### Written request
From the listing below, pull out every line where the string "styles" appears.

### Material for the task
- - -
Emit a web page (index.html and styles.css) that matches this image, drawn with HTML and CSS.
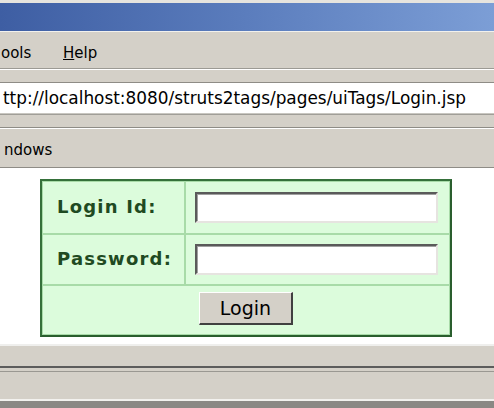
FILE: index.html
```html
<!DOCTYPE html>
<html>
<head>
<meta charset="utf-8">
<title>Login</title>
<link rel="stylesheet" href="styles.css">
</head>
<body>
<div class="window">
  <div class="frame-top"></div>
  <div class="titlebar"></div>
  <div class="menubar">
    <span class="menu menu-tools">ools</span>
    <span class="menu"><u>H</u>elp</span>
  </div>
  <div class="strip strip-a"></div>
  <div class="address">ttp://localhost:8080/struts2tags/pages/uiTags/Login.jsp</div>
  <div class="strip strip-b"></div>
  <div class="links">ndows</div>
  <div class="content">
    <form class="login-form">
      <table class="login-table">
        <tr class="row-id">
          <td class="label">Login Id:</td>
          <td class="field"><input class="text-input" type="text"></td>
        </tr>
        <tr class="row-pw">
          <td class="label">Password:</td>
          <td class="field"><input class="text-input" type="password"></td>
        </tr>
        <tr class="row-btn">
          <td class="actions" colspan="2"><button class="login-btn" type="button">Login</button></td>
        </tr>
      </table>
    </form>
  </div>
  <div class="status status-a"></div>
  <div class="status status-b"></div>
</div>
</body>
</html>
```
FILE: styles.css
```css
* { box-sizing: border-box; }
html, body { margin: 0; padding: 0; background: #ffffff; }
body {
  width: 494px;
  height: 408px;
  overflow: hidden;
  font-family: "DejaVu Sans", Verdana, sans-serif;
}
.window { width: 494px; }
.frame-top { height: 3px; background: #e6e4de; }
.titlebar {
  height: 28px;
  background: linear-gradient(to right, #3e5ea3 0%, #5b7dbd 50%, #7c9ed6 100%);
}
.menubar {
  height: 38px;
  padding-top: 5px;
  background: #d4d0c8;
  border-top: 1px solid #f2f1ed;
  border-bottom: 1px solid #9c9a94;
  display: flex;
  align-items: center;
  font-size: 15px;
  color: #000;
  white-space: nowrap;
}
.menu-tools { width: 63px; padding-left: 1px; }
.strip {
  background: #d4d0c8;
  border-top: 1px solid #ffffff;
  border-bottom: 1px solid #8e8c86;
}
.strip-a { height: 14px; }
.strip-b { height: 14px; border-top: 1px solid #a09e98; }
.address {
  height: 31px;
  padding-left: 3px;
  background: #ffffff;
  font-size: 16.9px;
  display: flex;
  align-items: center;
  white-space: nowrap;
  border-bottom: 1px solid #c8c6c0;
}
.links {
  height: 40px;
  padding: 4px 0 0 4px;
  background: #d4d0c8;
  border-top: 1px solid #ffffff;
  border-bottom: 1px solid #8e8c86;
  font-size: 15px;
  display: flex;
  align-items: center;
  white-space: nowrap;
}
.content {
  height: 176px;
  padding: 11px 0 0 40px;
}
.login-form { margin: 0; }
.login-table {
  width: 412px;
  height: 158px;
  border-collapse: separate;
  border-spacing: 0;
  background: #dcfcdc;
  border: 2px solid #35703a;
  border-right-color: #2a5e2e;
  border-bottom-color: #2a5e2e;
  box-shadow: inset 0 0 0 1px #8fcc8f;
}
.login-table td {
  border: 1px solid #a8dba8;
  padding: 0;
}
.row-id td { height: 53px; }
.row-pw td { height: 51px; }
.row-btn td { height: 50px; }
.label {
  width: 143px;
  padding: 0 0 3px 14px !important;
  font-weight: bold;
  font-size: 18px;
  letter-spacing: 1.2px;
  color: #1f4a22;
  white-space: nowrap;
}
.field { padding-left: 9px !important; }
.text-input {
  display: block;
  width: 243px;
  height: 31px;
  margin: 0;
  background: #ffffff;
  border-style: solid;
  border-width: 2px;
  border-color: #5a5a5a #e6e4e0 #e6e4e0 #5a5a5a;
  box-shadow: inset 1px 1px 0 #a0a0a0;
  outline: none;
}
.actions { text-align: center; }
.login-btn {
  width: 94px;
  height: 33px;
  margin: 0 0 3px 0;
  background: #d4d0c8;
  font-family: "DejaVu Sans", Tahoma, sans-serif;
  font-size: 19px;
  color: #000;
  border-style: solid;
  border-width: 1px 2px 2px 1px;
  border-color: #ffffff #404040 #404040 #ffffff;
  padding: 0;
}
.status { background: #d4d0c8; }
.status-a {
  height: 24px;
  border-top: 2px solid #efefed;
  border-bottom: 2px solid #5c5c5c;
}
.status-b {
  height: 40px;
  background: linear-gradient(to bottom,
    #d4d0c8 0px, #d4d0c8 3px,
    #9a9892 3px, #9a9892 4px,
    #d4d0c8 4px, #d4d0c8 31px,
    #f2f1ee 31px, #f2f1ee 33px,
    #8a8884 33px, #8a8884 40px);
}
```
- - -
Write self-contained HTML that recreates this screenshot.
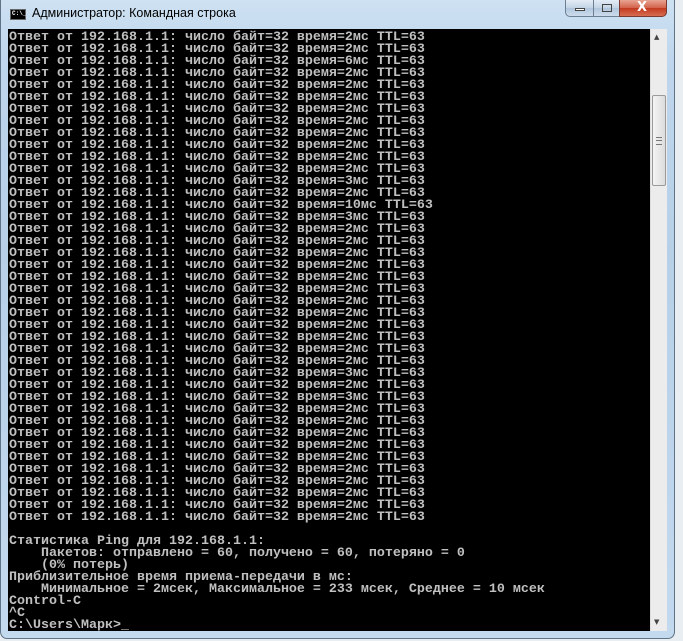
- - -
### Exercise result
Emit a web page (index.html and styles.css) that matches this image, drawn with HTML and CSS.
<link rel="stylesheet" href="styles.css">
FILE: styles.css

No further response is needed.